GIVEN INSTRUCTION: Locate the lines that hold the string "components". Copy every such line.

INFORMATION PROVIDED:
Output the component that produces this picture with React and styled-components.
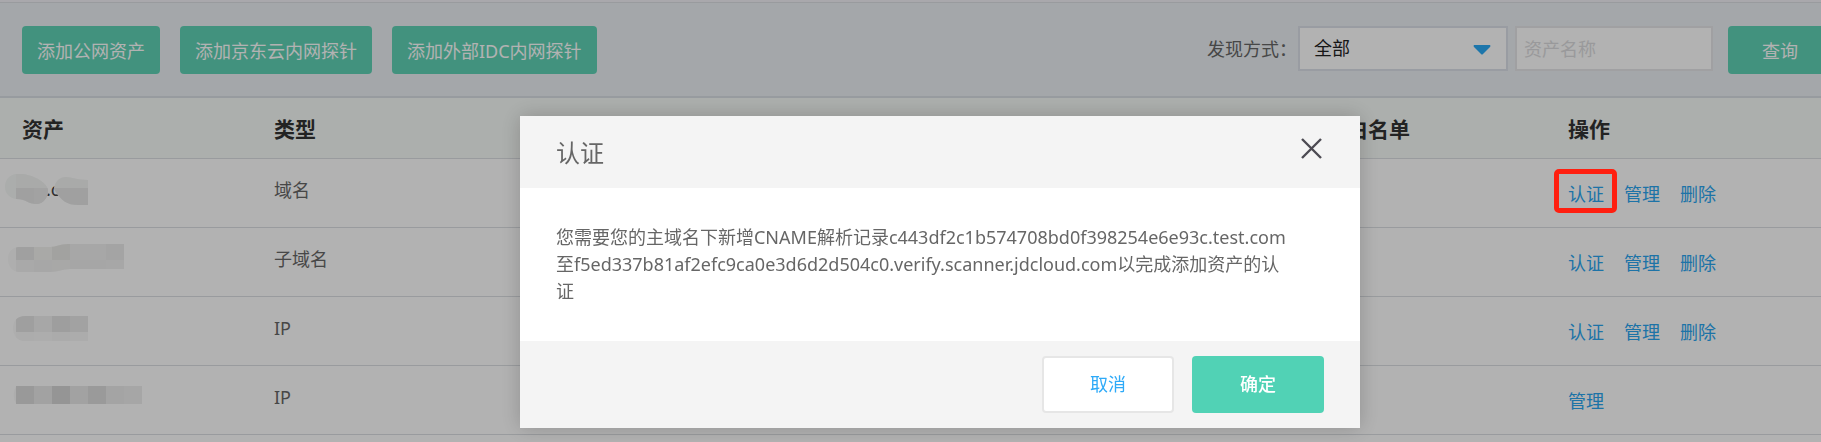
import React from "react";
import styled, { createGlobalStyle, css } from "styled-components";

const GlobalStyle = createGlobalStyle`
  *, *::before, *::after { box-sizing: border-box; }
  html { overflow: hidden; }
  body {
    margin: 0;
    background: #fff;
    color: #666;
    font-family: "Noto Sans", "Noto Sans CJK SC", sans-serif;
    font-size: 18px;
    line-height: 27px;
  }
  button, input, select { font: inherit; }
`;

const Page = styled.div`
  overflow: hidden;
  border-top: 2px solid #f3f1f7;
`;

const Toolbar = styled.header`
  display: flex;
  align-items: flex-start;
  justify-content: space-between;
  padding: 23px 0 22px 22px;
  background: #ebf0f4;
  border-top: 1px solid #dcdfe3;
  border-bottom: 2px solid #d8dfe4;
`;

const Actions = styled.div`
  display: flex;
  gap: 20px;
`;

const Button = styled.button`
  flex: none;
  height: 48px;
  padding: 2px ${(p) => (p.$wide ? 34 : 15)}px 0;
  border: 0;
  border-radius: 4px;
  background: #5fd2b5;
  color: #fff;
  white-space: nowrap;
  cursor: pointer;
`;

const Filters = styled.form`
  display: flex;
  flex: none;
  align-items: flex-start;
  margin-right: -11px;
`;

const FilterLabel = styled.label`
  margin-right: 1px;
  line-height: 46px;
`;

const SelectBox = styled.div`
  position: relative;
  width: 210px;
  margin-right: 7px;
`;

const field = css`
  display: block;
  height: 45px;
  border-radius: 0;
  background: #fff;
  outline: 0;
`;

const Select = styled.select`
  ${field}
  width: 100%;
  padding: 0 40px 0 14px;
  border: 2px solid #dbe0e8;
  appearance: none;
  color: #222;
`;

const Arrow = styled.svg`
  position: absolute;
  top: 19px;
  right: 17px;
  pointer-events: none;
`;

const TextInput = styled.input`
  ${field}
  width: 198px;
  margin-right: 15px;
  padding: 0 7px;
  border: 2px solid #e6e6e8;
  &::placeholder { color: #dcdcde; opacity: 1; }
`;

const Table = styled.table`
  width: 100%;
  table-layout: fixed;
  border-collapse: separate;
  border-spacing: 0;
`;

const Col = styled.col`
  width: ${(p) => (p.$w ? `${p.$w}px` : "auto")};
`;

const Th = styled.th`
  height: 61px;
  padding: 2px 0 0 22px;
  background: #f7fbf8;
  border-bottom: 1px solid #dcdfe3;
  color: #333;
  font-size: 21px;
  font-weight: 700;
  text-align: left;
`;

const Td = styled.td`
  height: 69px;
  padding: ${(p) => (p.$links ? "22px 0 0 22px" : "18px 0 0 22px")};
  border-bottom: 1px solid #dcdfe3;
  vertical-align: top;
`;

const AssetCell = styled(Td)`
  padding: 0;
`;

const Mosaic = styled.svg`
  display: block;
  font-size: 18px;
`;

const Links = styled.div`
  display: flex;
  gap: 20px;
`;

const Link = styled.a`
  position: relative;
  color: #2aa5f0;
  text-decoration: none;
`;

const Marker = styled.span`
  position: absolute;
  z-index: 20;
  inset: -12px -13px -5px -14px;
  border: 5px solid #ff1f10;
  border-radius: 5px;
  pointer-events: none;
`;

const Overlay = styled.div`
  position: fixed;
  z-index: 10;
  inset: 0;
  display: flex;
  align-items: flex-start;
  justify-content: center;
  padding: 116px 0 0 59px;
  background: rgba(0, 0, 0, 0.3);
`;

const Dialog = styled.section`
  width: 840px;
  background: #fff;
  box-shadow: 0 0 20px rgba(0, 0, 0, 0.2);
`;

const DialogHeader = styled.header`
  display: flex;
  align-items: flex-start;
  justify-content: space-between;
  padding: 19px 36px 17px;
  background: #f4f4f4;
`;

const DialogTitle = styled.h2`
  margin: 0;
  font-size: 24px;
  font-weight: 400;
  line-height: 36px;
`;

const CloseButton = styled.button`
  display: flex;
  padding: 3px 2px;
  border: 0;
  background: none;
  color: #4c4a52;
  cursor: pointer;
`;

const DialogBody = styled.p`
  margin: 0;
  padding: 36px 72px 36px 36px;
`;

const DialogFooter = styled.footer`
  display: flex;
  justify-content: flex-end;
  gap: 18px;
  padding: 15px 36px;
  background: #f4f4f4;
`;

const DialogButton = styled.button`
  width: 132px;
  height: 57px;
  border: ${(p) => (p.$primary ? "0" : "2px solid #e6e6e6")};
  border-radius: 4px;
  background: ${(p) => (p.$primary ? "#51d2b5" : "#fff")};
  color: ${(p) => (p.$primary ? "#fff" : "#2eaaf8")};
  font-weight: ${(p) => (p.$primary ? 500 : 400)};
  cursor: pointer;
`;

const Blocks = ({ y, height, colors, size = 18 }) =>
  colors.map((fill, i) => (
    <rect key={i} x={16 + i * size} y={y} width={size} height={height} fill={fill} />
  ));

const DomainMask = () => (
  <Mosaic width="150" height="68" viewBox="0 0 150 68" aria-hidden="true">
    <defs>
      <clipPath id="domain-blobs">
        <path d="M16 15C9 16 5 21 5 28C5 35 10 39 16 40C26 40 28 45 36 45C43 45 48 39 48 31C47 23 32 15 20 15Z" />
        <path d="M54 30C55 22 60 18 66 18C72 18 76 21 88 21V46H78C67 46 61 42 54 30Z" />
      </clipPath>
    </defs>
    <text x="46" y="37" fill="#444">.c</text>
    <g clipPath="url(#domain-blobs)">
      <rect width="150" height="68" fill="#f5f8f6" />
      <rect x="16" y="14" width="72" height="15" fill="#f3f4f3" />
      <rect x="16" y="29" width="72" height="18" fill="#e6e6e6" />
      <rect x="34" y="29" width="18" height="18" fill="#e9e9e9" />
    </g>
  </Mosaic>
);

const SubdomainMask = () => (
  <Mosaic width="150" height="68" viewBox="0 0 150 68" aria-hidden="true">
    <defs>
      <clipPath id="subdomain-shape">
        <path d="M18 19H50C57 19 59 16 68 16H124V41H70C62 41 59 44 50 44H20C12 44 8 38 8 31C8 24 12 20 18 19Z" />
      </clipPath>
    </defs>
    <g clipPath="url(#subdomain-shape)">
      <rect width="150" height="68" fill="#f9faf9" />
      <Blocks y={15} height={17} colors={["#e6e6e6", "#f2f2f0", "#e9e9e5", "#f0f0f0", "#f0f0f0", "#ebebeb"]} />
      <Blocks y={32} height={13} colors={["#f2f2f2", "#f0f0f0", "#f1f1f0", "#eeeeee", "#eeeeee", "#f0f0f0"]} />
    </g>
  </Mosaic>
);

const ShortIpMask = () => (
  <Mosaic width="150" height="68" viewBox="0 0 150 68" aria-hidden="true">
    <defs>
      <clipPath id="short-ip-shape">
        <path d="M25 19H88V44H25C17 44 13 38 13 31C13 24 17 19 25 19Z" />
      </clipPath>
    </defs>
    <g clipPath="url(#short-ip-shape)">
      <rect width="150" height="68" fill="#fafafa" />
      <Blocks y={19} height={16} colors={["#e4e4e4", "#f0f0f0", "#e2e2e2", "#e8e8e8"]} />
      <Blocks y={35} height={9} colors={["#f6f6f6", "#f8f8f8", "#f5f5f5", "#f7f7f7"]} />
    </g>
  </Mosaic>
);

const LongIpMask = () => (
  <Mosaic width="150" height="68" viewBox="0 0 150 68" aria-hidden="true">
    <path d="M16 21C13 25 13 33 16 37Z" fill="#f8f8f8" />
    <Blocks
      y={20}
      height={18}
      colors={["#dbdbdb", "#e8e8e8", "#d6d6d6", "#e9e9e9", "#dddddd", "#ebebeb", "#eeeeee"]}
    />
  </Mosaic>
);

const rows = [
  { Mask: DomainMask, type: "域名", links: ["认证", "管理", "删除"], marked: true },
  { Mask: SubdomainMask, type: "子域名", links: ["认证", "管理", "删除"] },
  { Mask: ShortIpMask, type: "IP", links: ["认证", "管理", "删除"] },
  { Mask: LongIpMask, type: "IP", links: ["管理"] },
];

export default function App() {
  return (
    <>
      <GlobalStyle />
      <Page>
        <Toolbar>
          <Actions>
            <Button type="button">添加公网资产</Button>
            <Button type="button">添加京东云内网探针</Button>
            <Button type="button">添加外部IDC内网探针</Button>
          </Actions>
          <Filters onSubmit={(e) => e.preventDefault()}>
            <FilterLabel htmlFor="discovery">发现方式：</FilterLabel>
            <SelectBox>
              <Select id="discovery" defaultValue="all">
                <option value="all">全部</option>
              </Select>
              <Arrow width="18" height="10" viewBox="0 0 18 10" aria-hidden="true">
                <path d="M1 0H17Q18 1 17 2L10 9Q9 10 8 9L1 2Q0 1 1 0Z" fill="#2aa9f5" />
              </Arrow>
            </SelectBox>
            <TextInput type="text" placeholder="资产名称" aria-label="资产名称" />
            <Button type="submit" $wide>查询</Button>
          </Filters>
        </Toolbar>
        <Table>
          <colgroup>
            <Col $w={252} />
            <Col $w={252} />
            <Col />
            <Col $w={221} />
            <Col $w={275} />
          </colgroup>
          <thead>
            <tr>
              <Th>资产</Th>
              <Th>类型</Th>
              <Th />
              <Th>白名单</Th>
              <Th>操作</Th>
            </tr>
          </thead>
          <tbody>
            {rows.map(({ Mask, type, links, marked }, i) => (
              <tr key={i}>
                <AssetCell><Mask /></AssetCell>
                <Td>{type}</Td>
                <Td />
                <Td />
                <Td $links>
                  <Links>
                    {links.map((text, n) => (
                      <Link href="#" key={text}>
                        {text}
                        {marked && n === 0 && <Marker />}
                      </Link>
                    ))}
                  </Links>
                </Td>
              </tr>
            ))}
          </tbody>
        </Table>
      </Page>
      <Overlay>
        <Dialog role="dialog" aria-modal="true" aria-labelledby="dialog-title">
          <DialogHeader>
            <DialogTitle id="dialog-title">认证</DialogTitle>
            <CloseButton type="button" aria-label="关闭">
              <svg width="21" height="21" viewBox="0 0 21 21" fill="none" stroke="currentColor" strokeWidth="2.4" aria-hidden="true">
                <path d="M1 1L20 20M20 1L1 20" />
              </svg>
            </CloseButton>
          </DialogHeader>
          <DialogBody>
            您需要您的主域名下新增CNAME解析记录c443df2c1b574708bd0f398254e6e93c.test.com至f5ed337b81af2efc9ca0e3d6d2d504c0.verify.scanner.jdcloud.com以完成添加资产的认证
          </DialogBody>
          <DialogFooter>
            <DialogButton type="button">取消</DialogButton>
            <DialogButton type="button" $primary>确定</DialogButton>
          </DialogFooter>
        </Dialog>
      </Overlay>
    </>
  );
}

ANSWER TO THE TASK:
Output the component that produces this picture with React and styled-components.
import styled, { createGlobalStyle, css } from "styled-components";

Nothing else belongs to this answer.